Theoretical study of excited state intramolecular proton transfer (ESIPT) mechanism for a fluorophore in the polar and nonpolar solvents

Abstract

2, 4-dibenzothiazolyl-phenol (2, 4-DBTP), a fluorophore developing induced emission properties, undergoes excited state intramolecular proton transfer (ESIPT) taking place along its strong hydrogen bond. 2,4-DBTP has been investigated in the polar and nonpolar solvents by means of time-dependent density functional theory (TDDFT). The TDDFT absorption and emission wavelengths obtained through the vertical approximation are in good agreement with their experimental counterparts, confirming the existence of an ESIPT process and indicating that the selected level of theory is reasonable.

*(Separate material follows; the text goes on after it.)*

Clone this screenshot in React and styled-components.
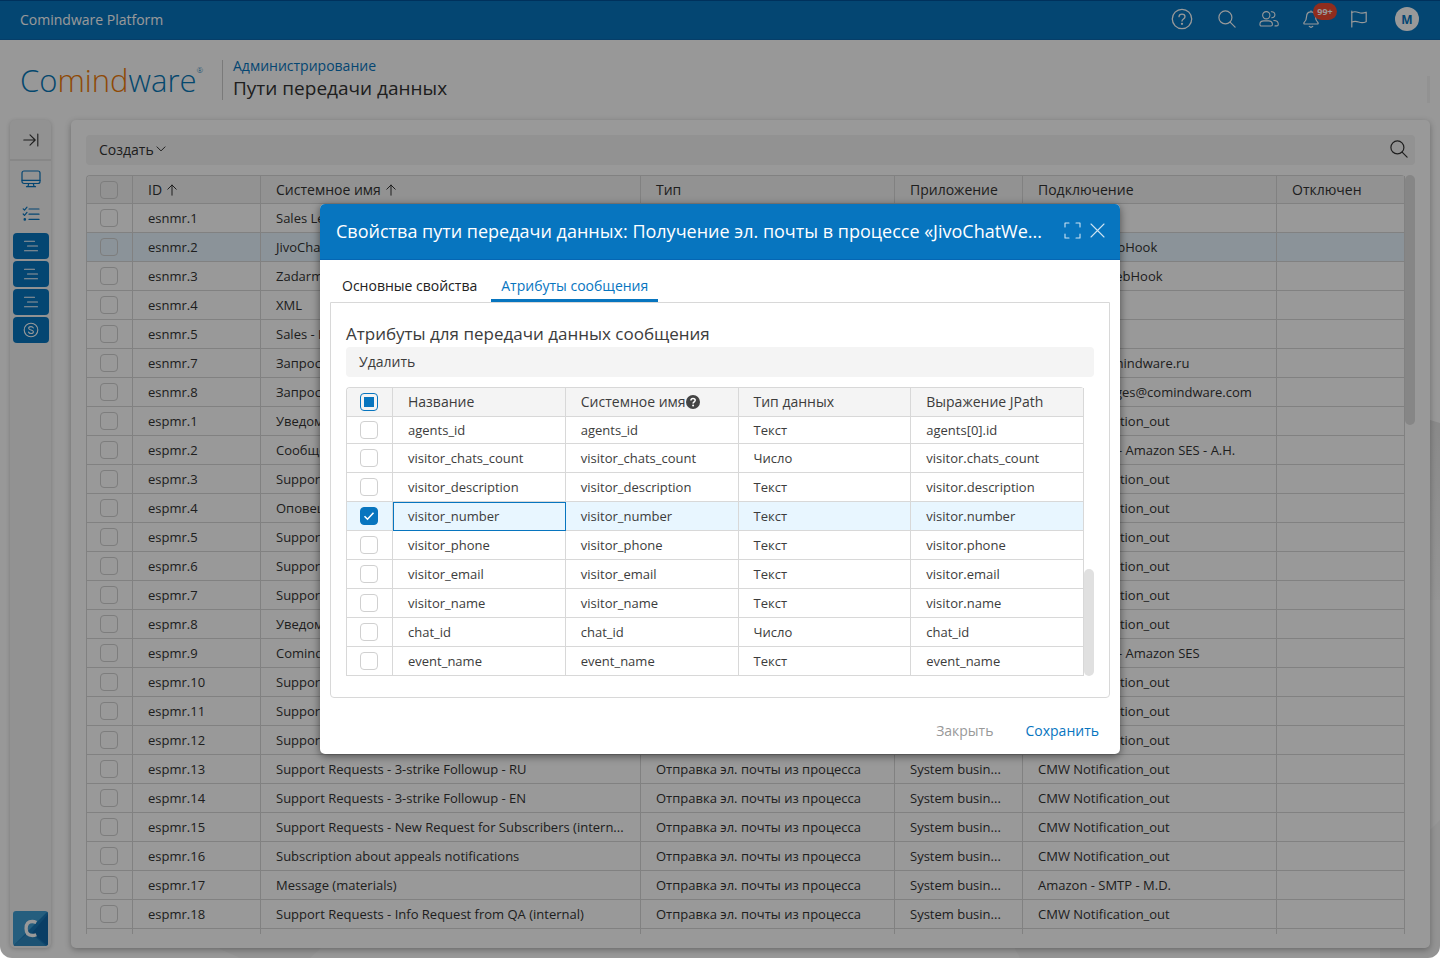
import React from "react";
import styled, { createGlobalStyle, css } from "styled-components";

const GlobalStyle = createGlobalStyle`
  *, *::before, *::after { box-sizing: border-box; }
  html, body { margin: 0; padding: 0; background: #fff; }
  body {
    font-family: "Open Sans", "Noto Sans", sans-serif;
    font-size: 13px;
    color: #333;
  }
  button { font: inherit; color: inherit; border: 0; background: none; padding: 0; }
  h1, h2, h3 { margin: 0; font-weight: 400; }
  a { text-decoration: none; }
`;

/* ---------- page frame ---------- */

const Frame = styled.div`
  position: relative;
  display: flex;
  flex-direction: column;
  height: calc(100vh - 1px);
  min-height: 760px;
  overflow: hidden;
  border-radius: 0 0 12px 12px;
  background: #fdfdfd;
`;

const Backdrop = styled.svg`
  position: absolute;
  inset: 0;
  width: 100%;
  height: 100%;
`;

const TopBar = styled.header`
  position: relative;
  display: flex;
  align-items: center;
  justify-content: space-between;
  flex: none;
  height: 40px;
  padding: 0 21px 2px 20px;
  background: #0775bf;
  border-top: 1px solid #00529a;
  border-bottom: 1px solid #0a68b0;
  color: #fff;
  font-size: 14px;
`;

const TopActions = styled.nav`
  display: flex;
  align-items: center;
  gap: 20px;
`;

const IconButton = styled.button`
  position: relative;
  display: flex;
  align-items: center;
  justify-content: center;
  width: ${(p) => p.$w || 24}px;
  height: 24px;
`;

const Badge = styled.span`
  position: absolute;
  left: 14px;
  top: -4px;
  width: 24px;
  height: 17px;
  border-radius: 9px;
  background: #f04b32;
  font-size: 9px;
  font-weight: 700;
  line-height: 17px;
  text-align: center;
`;

const Avatar = styled.button`
  width: 24px;
  height: 24px;
  border-radius: 50%;
  background: #fff;
  color: #0775bf;
  font-size: 12px;
  font-weight: 700;
`;

const PageHeader = styled.div`
  position: relative;
  display: flex;
  align-items: center;
  flex: none;
  height: 80px;
  padding-left: 20px;
`;

const Logo = styled.div`
  display: flex;
  align-items: flex-start;
  width: 202px;
  font-size: 31px;
  font-weight: 300;
  line-height: 40px;
  color: #0878b8;
`;

const LogoAccent = styled.span`
  color: #ee7a08;
`;

const Registered = styled.small`
  font-size: 8px;
  line-height: 20px;
`;

const Titles = styled.div`
  height: 40px;
  display: flex;
  flex-direction: column;
  justify-content: center;
  padding-left: 10px;
  padding-bottom: 3px;
  border-left: 1px solid #ccc;
`;

const Crumb = styled.a`
  font-size: 14px;
  line-height: 20px;
  color: #0775bf;
`;

const PageTitle = styled.h1`
  font-size: 19px;
  line-height: 25px;
`;

const HeaderGrip = styled.span`
  width: 3px;
  height: 27px;
  margin-left: auto;
  margin-right: 10px;
  margin-top: 18px;
  background: #f3f3f3;
`;

const Body = styled.div`
  position: relative;
  display: flex;
  flex: 1;
  min-height: 0;
  gap: 20px;
  padding: 0 10px 10px;
`;

/* ---------- sidebar ---------- */

const Sidebar = styled.nav`
  display: flex;
  flex-direction: column;
  align-items: center;
  flex: none;
  width: 41px;
  padding-bottom: 2px;
  border-radius: 5px;
  background: #f3f3f3;
  box-shadow: 0 1px 4px rgba(0, 0, 0, 0.2);
`;

const SideToggle = styled.button`
  display: flex;
  align-items: center;
  justify-content: center;
  width: 100%;
  height: 41px;
  border-bottom: 2px solid #e2e2e2;
`;

const SideIcon = styled.button`
  display: flex;
  align-items: center;
  justify-content: center;
  width: 36px;
  height: 35px;
  color: #0775bf;
`;

const SideTile = styled.button`
  display: flex;
  align-items: center;
  justify-content: center;
  width: 36px;
  height: 26px;
  margin-top: 2px;
  border-radius: 4px;
  background: #0775bf;
  color: #fff;
`;

const Brand = styled.a`
  display: block;
  width: 35px;
  height: 35px;
  margin-top: auto;
`;

/* ---------- main panel ---------- */

const Panel = styled.main`
  display: flex;
  flex-direction: column;
  flex: 1;
  min-width: 0;
  padding: 15px 15px 14px;
  border-radius: 5px;
  background: #fff;
  box-shadow: 0 2px 6px rgba(0, 0, 0, 0.3);
`;

const Toolbar = styled.div`
  display: flex;
  align-items: center;
  justify-content: space-between;
  flex: none;
  height: 30px;
  padding: 0 7px 2px 13px;
  border-radius: 4px;
  background: #f4f4f4;
  font-size: 14px;
`;

const ToolButton = styled.button`
  display: flex;
  align-items: center;
  gap: 2px;
`;

const GridArea = styled.div`
  display: flex;
  flex: 1;
  min-height: 0;
  margin-top: 10px;
  overflow: hidden;
`;

const Table = styled.table`
  flex: 1;
  width: 100%;
  min-width: 0;
  align-self: flex-start;
  table-layout: fixed;
  border-spacing: 0;
  border-top: 1px solid #d8d8d8;
  border-left: 1px solid #d8d8d8;
  border-radius: 4px 4px 0 0;
`;

const HeadCell = styled.th`
  height: ${(p) => (p.$compact ? 28 : 29)}px;
  padding: 0 15px;
  border-right: 1px solid #d8d8d8;
  border-bottom: 1px solid #d8d8d8;
  background: #f4f4f4;
  font-size: 14px;
  font-weight: 400;
  line-height: 20px;
  text-align: left;
  white-space: nowrap;
`;

const HeadLabel = styled.span`
  display: flex;
  align-items: center;
  gap: ${(p) => p.$gap || 0}px;
`;

const Row = styled.tr`
  background: ${(p) => (p.$selected ? "#e8f6ff" : "transparent")};
`;

const Cell = styled.td`
  height: ${(p) => (p.$clipped ? 27 : 29)}px;
  padding: 0 15px;
  border-right: 1px solid #d8d8d8;
  border-bottom: 1px solid #d8d8d8;
  font-size: 13px;
  line-height: 18px;
  white-space: nowrap;
  overflow: hidden;
  text-overflow: ellipsis;
  ${(p) =>
    p.$focused &&
    css`
      outline: 1px solid #0775bf;
      outline-offset: -1px;
    `}
`;

const checkSvg =
  "url(\"data:image/svg+xml,%3Csvg xmlns='http://www.w3.org/2000/svg' viewBox='0 0 18 18'%3E%3Cpath d='M4.5 9.2l3 3 6-6.4' fill='none' stroke='white' stroke-width='1.6'/%3E%3C/svg%3E\")";

const Check = styled.input.attrs({ type: "checkbox" })`
  appearance: none;
  display: block;
  width: 18px;
  height: 18px;
  margin: 0 auto;
  border: 1px solid #d0d0d0;
  border-radius: 4px;
  &:checked {
    border-color: #0775bf;
    background: #0775bf ${checkSvg} center / 18px 18px no-repeat;
  }
  &:indeterminate {
    border-color: #0775bf;
    background: linear-gradient(#0775bf, #0775bf) center / 10px 10px no-repeat;
  }
`;

const CheckCell = styled(Cell)`
  padding: 0 1px 0 0;
`;

const CheckHead = styled(HeadCell)`
  padding: 0 1px 0 0;
  border-radius: 4px 0 0 0;
`;

const Scroll = styled.div`
  display: flex;
  flex-direction: column;
  justify-content: ${(p) => (p.$end ? "flex-end" : "flex-start")};
  flex: none;
  width: 10px;
`;

const Thumb = styled.span`
  height: ${(p) => p.$size}px;
  border-radius: 5px;
  background: #e0e0e0;
`;

/* ---------- dialog ---------- */

const Overlay = styled.div`
  position: absolute;
  inset: 0;
  display: flex;
  align-items: center;
  justify-content: center;
  background: rgba(0, 0, 0, 0.4);
`;

const Dialog = styled.section`
  display: flex;
  flex-direction: column;
  width: 800px;
  max-width: 100%;
  border-radius: 5px;
  overflow: hidden;
  background: #fff;
  color: #3c3c3c;
  box-shadow: 0 2px 8px rgba(0, 0, 0, 0.5);
`;

const DialogHeader = styled.header`
  display: flex;
  align-items: center;
  gap: 8px;
  height: 56px;
  padding: 0 14px 2px 16px;
  background: #0775bf;
  border-bottom: 1px solid #0566b3;
  color: #fff;
`;

const DialogTitle = styled.h2`
  flex: 1;
  min-width: 0;
  font-size: 18px;
  line-height: 26px;
  white-space: nowrap;
  overflow: hidden;
`;

const HeaderButton = styled.button`
  display: flex;
  align-items: center;
  justify-content: center;
  width: 17px;
  height: 18px;
  opacity: 0.8;
`;

const Tabs = styled.div`
  display: flex;
  height: 42px;
  padding: 12px 12px 0;
`;

const Tab = styled.button`
  padding: 0 10px;
  font-size: 14px;
  line-height: 20px;
  color: ${(p) => (p.$active ? "#0775bf" : "#222")};
  border-bottom: 3px solid ${(p) => (p.$active ? "#0775bf" : "transparent")};
  margin-right: 4px;
`;

const TabPanel = styled.div`
  margin: 0 10px;
  padding: 18px 15px 21px;
  border: 1px solid #d8d8d8;
  border-radius: 0 0 4px 4px;
`;

const SectionTitle = styled.h3`
  font-size: 17px;
  line-height: 26px;
`;

const Footer = styled.footer`
  display: flex;
  align-items: center;
  justify-content: flex-end;
  gap: 32px;
  height: 56px;
  padding: 10px 21px 0 0;
`;

const FooterButton = styled.button`
  font-size: 14px;
  line-height: 20px;
  color: ${(p) => (p.$primary ? "#0775bf" : "#999")};
`;

/* ---------- icons ---------- */

const Svg = ({ w, h, sw = 1.2, children }) => (
  <svg
    width={w}
    height={h}
    viewBox={`0 0 ${w} ${h}`}
    fill="none"
    stroke="currentColor"
    strokeWidth={sw}
    strokeLinecap="round"
    strokeLinejoin="round"
    aria-hidden="true"
  >
    {children}
  </svg>
);

const HelpIcon = () => (
  <Svg w={22} h={22} sw={1.3}>
    <circle cx="11" cy="11" r="9.7" />
    <path d="M8 8.700c.1-1.700 1.300-2.500 3-2.500s3 1 3 2.500c0 2.300-3 2.200-3 4.400" />
    <circle cx="11" cy="15.800" r=".5" fill="currentColor" />
  </Svg>
);

const SearchIcon = () => (
  <Svg w={18} h={18}>
    <circle cx="7.400" cy="7.400" r="6.500" />
    <path d="M12.100 12.100l5 5" />
  </Svg>
);

const UsersIcon = () => (
  <Svg w={22} h={18}>
    <circle cx="8" cy="4.900" r="4" />
    <path d="M1 14.800c0-2.400 1.900-3.700 4.300-3.700h5.200c2.400 0 4.300 1.300 4.300 3.700 0 1.300-.6 1.900-1.700 1.900H2.700C1.600 16.700 1 16.100 1 14.800z" />
    <path d="M13.500 1c2.300-.3 4 1.300 4 3.300s-1.400 3.500-3.500 3.400" />
    <path d="M16.300 10.600c2.700 0 4.900 1.600 4.900 4.100 0 1.300-.6 1.900-1.600 1.900h-2" />
  </Svg>
);

const BellIcon = () => (
  <Svg w={18} h={18}>
    <path d="M9 1.800C6.200 1.800 4.700 3.900 4.600 6.200c-.1 3.400-.7 4.700-2.400 6.200-.7.7-.4 1.600.5 1.600h12.600c.9 0 1.200-.9.500-1.600-1.700-1.500-2.300-2.800-2.400-6.200C13.300 3.900 11.800 1.800 9 1.800zM9 1.800V.9" />
    <path d="M7.300 16.400c.9.900 2.500.9 3.400 0" />
  </Svg>
);

const FlagIcon = () => (
  <Svg w={18} h={18}>
    <path d="M1.800 1v16" />
    <path d="M1.800 2.500c2.300-1.200 4.500-.9 6.900 0 2.500.9 4.700.8 7.500-.3v9.500c-2.700 1.200-5 1.200-7.500.3-2.400-.9-4.600-1-6.900 0" />
  </Svg>
);

const ChevronDown = () => (
  <Svg w={10} h={6} sw={1}>
    <path d="M1 .9l4 4 4-4" />
  </Svg>
);

const ArrowUp = () => (
  <Svg w={10} h={12} sw={1}>
    <path d="M5 11.200V1M.8 5.200L5 1l4.200 4.200" />
  </Svg>
);

const CollapseIcon = () => (
  <Svg w={16} h={14} sw={1.1}>
    <path d="M.8 7h11M7 1.800L12.200 7 7 12.200M14.800 1v12" />
  </Svg>
);

const MonitorIcon = () => (
  <Svg w={20} h={18}>
    <rect x="1" y="1" width="18" height="12.500" rx="2" />
    <path d="M1 10.300h18M7.700 13.500L7 16.300M12.300 13.500l.7 2.800M5.500 16.700h9" />
  </Svg>
);

const ChecklistIcon = () => (
  <Svg w={18} h={16}>
    <path d="M7 3h10M7 8.200h10M7 13.400h10M1.200 2.800l1.300 1.300L5 1.200M1.200 8l1.300 1.300L5 6.400" />
    <circle cx="2.800" cy="13.400" r=".7" fill="currentColor" />
  </Svg>
);

const LinesIcon = () => (
  <Svg w={16} h={12} sw={1.1}>
    <path d="M1.500 1.200h10M4.500 6h10M1.500 10.800h13" />
  </Svg>
);

const CoinIcon = () => (
  <Svg w={16} h={16} sw={1.1}>
    <circle cx="8" cy="8" r="6.800" />
    <path d="M10.300 5.900C9.900 5 9.100 4.600 8 4.600c-1.300 0-2.300.6-2.300 1.700C5.700 8.600 10.400 7.300 10.400 9.700c0 1.100-1 1.800-2.400 1.800-1.200 0-2.100-.5-2.500-1.500" />
  </Svg>
);

const BrandIcon = () => (
  <svg width="35" height="35" viewBox="0 0 35 35" aria-hidden="true">
    <defs>
      <clipPath id="brandClip">
        <rect width="35" height="35" rx="3" />
      </clipPath>
    </defs>
    <g clipPath="url(#brandClip)">
      <rect width="35" height="35" fill="#3f9dd3" />
      <path d="M35 0v35H0z" fill="#1a78b8" />
      <path d="M35 3v32L19 22z" fill="#1268a8" />
      <path d="M0 35l16-14 17 14z" fill="#3089c0" />
    </g>
    <path
      d="M23.300 11.500c-1.200-.6-2.500-1-4-1-4 0-6.200 2.700-6.200 7 0 4.500 2 7 6.200 7 1.500 0 2.700-.3 4-.8"
      fill="none"
      stroke="#fff"
      strokeWidth="3.300"
    />
  </svg>
);

const ExpandIcon = () => (
  <Svg w={17} h={17} sw={1.1}>
    <path d="M1 5V1h4M12 1h4v4M16 12v4h-4M5 16H1v-4" />
  </Svg>
);

const CloseIcon = () => (
  <Svg w={15} h={15} sw={1.1}>
    <path d="M1 1l13 13M14 1L1 14" />
  </Svg>
);

const HintIcon = () => (
  <svg width="14" height="14" viewBox="0 0 14 14" aria-hidden="true">
    <circle cx="7" cy="7" r="7" fill="#444" />
    <path d="M4.900 5.500C5 4.200 5.800 3.500 7 3.500c1.300 0 2.200.7 2.200 1.800C9.200 6.800 7.100 6.800 7.100 8.400" fill="none" stroke="#fff" strokeWidth="1.500" />
    <circle cx="7.100" cy="10.500" r="1" fill="#fff" />
  </svg>
);

/* ---------- data ---------- */

const OUT = "Отправка эл. почты из процесса";
const SYS = "System busin...";
const CMW = "CMW Notification_out";

const routes = [
  ["esnmr.1", "Sales Le", "", "", ""],
  ["esnmr.2", "JivoChat", "", "", "JivoChat1 WebHook"],
  ["esnmr.3", "Zadarma", "", "", "Zadarma2 WebHook"],
  ["esnmr.4", "XML", "", "", ""],
  ["esnmr.5", "Sales - I", "", "", ""],
  ["esnmr.7", "Запрос", "", "", "support@comindware.ru"],
  ["esnmr.8", "Запрос", "", "", "cmws.messages@comindware.com"],
  ["espmr.1", "Уведом", "", "", CMW],
  ["espmr.2", "Сообще", "", "", "Notifications - Amazon SES - A.H."],
  ["espmr.3", "Support", "", "", CMW],
  ["espmr.4", "Оповещ", "", "", CMW],
  ["espmr.5", "Support", "", "", CMW],
  ["espmr.6", "Support", "", "", CMW],
  ["espmr.7", "Support", "", "", CMW],
  ["espmr.8", "Уведом", "", "", CMW],
  ["espmr.9", "Comindw", "", "", "Notifications - Amazon SES"],
  ["espmr.10", "Support", "", "", CMW],
  ["espmr.11", "Support", "", "", CMW],
  ["espmr.12", "Support", "", "", CMW],
  ["espmr.13", "Support Requests - 3-strike Followup - RU", OUT, SYS, CMW],
  ["espmr.14", "Support Requests - 3-strike Followup - EN", OUT, SYS, CMW],
  ["espmr.15", "Support Requests - New Request for Subscribers (intern...", OUT, SYS, CMW],
  ["espmr.16", "Subscription about appeals notifications", OUT, SYS, CMW],
  ["espmr.17", "Message (materials)", OUT, SYS, "Amazon - SMTP - M.D."],
  ["espmr.18", "Support Requests - Info Request from QA (internal)", OUT, SYS, CMW],
];

const attributes = [
  ["agents_id", "Текст", "agents[0].id"],
  ["visitor_chats_count", "Число", "visitor.chats_count"],
  ["visitor_description", "Текст", "visitor.description"],
  ["visitor_number", "Текст", "visitor.number"],
  ["visitor_phone", "Текст", "visitor.phone"],
  ["visitor_email", "Текст", "visitor.email"],
  ["visitor_name", "Текст", "visitor.name"],
  ["chat_id", "Число", "chat_id"],
  ["event_name", "Текст", "event_name"],
];

const Col = styled.col`
  width: ${(p) => (p.$w ? `${p.$w}px` : "auto")};
`;

/* ---------- sections ---------- */

const RoutesTable = () => (
  <Table>
    <colgroup>
      <Col $w={46} />
      <Col $w={128} />
      <Col />
      <Col $w={254} />
      <Col $w={128} />
      <Col $w={254} />
      <Col $w={128} />
    </colgroup>
    <thead>
      <tr>
        <CheckHead $compact>
          <Check aria-label="Выбрать все" />
        </CheckHead>
        <HeadCell $compact>
          <HeadLabel $gap={5}>ID <ArrowUp /></HeadLabel>
        </HeadCell>
        <HeadCell $compact>
          <HeadLabel $gap={5}>Системное имя <ArrowUp /></HeadLabel>
        </HeadCell>
        <HeadCell $compact>Тип</HeadCell>
        <HeadCell $compact>Приложение</HeadCell>
        <HeadCell $compact>Подключение</HeadCell>
        <HeadCell $compact>Отключен</HeadCell>
      </tr>
    </thead>
    <tbody>
      {routes.map(([id, name, type, app, conn]) => (
        <Row key={id} $selected={id === "esnmr.2"}>
          <CheckCell>
            <Check aria-label={id} />
          </CheckCell>
          <Cell>{id}</Cell>
          <Cell>{name}</Cell>
          <Cell>{type}</Cell>
          <Cell>{app}</Cell>
          <Cell>{conn}</Cell>
          <Cell />
        </Row>
      ))}
      <Row>
        <CheckCell />
        <Cell />
        <Cell />
        <Cell />
        <Cell />
        <Cell />
        <Cell />
      </Row>
    </tbody>
  </Table>
);

const AttributesTable = () => (
  <Table>
    <colgroup>
      <Col $w={46} />
      <Col />
      <Col />
      <Col />
      <Col />
    </colgroup>
    <thead>
      <tr>
        <CheckHead>
          <Check
            aria-label="Выбрать все"
            ref={(el) => {
              if (el) el.indeterminate = true;
            }}
          />
        </CheckHead>
        <HeadCell>Название</HeadCell>
        <HeadCell>
          <HeadLabel>Системное имя<HintIcon /></HeadLabel>
        </HeadCell>
        <HeadCell>Тип данных</HeadCell>
        <HeadCell>Выражение JPath</HeadCell>
      </tr>
    </thead>
    <tbody>
      {attributes.map(([name, type, path], i) => {
        const selected = name === "visitor_number";
        return (
          <Row key={name} $selected={selected}>
            <CheckCell $clipped={i === 0}>
              <Check aria-label={name} defaultChecked={selected} />
            </CheckCell>
            <Cell $clipped={i === 0} $focused={selected}>{name}</Cell>
            <Cell $clipped={i === 0}>{name}</Cell>
            <Cell $clipped={i === 0}>{type}</Cell>
            <Cell $clipped={i === 0}>{path}</Cell>
          </Row>
        );
      })}
    </tbody>
  </Table>
);

export default function App() {
  return (
    <>
      <GlobalStyle />
      <Frame>
        <Backdrop viewBox="0 0 1440 958" preserveAspectRatio="none" aria-hidden="true">
          <defs>
            <linearGradient id="fold" x1="0" y1="0" x2="0" y2="1">
              <stop offset="0" stopColor="#e4e4e4" />
              <stop offset="1" stopColor="#f8f8f8" />
            </linearGradient>
          </defs>
          <path d="M1380 405L1440 423V600H1380z" fill="url(#fold)" />
          <path d="M1440 820L1380 880V958H1440z" fill="#f5f5f5" />
          <path d="M200 940L240 958H310L330 940z" fill="#f7f7f7" />
          <path d="M1010 940h120v18H1020z" fill="#f7f7f7" />
        </Backdrop>

        <TopBar>
          <span>Comindware Platform</span>
          <TopActions>
            <IconButton $w={26} aria-label="Справка"><HelpIcon /></IconButton>
            <IconButton aria-label="Поиск"><SearchIcon /></IconButton>
            <IconButton $w={20} aria-label="Пользователи"><UsersIcon /></IconButton>
            <IconButton aria-label="Уведомления">
              <BellIcon />
              <Badge>99+</Badge>
            </IconButton>
            <IconButton $w={32} aria-label="Задачи"><FlagIcon /></IconButton>
            <Avatar>M</Avatar>
          </TopActions>
        </TopBar>

        <PageHeader>
          <Logo>
            <span>Co<LogoAccent>mind</LogoAccent>ware</span>
            <Registered>®</Registered>
          </Logo>
          <Titles>
            <Crumb href="#admin">Администрирование</Crumb>
            <PageTitle>Пути передачи данных</PageTitle>
          </Titles>
          <HeaderGrip />
        </PageHeader>

        <Body>
          <Sidebar>
            <SideToggle aria-label="Развернуть меню"><CollapseIcon /></SideToggle>
            <SideIcon aria-label="Рабочий стол"><MonitorIcon /></SideIcon>
            <SideIcon aria-label="Задачи"><ChecklistIcon /></SideIcon>
            <SideTile aria-label="Раздел 1"><LinesIcon /></SideTile>
            <SideTile aria-label="Раздел 2"><LinesIcon /></SideTile>
            <SideTile aria-label="Раздел 3"><LinesIcon /></SideTile>
            <SideTile aria-label="Продажи"><CoinIcon /></SideTile>
            <Brand href="#home" aria-label="Comindware"><BrandIcon /></Brand>
          </Sidebar>

          <Panel>
            <Toolbar>
              <ToolButton>Создать<ChevronDown /></ToolButton>
              <ToolButton aria-label="Поиск"><SearchIcon /></ToolButton>
            </Toolbar>
            <GridArea>
              <RoutesTable />
              <Scroll><Thumb $size={250} /></Scroll>
            </GridArea>
          </Panel>
        </Body>

        <Overlay>
          <Dialog role="dialog" aria-labelledby="dialog-title">
            <DialogHeader>
              <DialogTitle id="dialog-title">
                Свойства пути передачи данных: Получение эл. почты в процессе «JivoChatWe...
              </DialogTitle>
              <HeaderButton aria-label="Развернуть"><ExpandIcon /></HeaderButton>
              <HeaderButton aria-label="Закрыть окно"><CloseIcon /></HeaderButton>
            </DialogHeader>
            <Tabs role="tablist">
              <Tab role="tab">Основные свойства</Tab>
              <Tab role="tab" aria-selected="true" $active>Атрибуты сообщения</Tab>
            </Tabs>
            <TabPanel role="tabpanel">
              <SectionTitle>Атрибуты для передачи данных сообщения</SectionTitle>
              <Toolbar>
                <ToolButton>Удалить</ToolButton>
              </Toolbar>
              <GridArea>
                <AttributesTable />
                <Scroll $end><Thumb $size={107} /></Scroll>
              </GridArea>
            </TabPanel>
            <Footer>
              <FooterButton>Закрыть</FooterButton>
              <FooterButton $primary>Сохранить</FooterButton>
            </Footer>
          </Dialog>
        </Overlay>
      </Frame>
    </>
  );
}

Hydrogen bond strengthening has been testified in the S1 state based on comparing primary bond lengths and bond angles involved in the intramolecular hydrogen bond between the S0 and S1 state. Furthermore, the frontier molecular orbitals (MOs) analysis method manifest the intramolecular charge transfer, which reveals the tendency of ESIPT process. To further characterize the ESIPT process, we determined the potential-energy curves of the S0 and S1 states.Compared with 2,4-DBTP monomer, the S1 state potential energy curve of 2,4-DBTP-MeOH complex has a bigger slope with no potential barrier. Therefore, we can indicate that the ESIPT process for 2,4-DBTP is much easier in methanol solvent.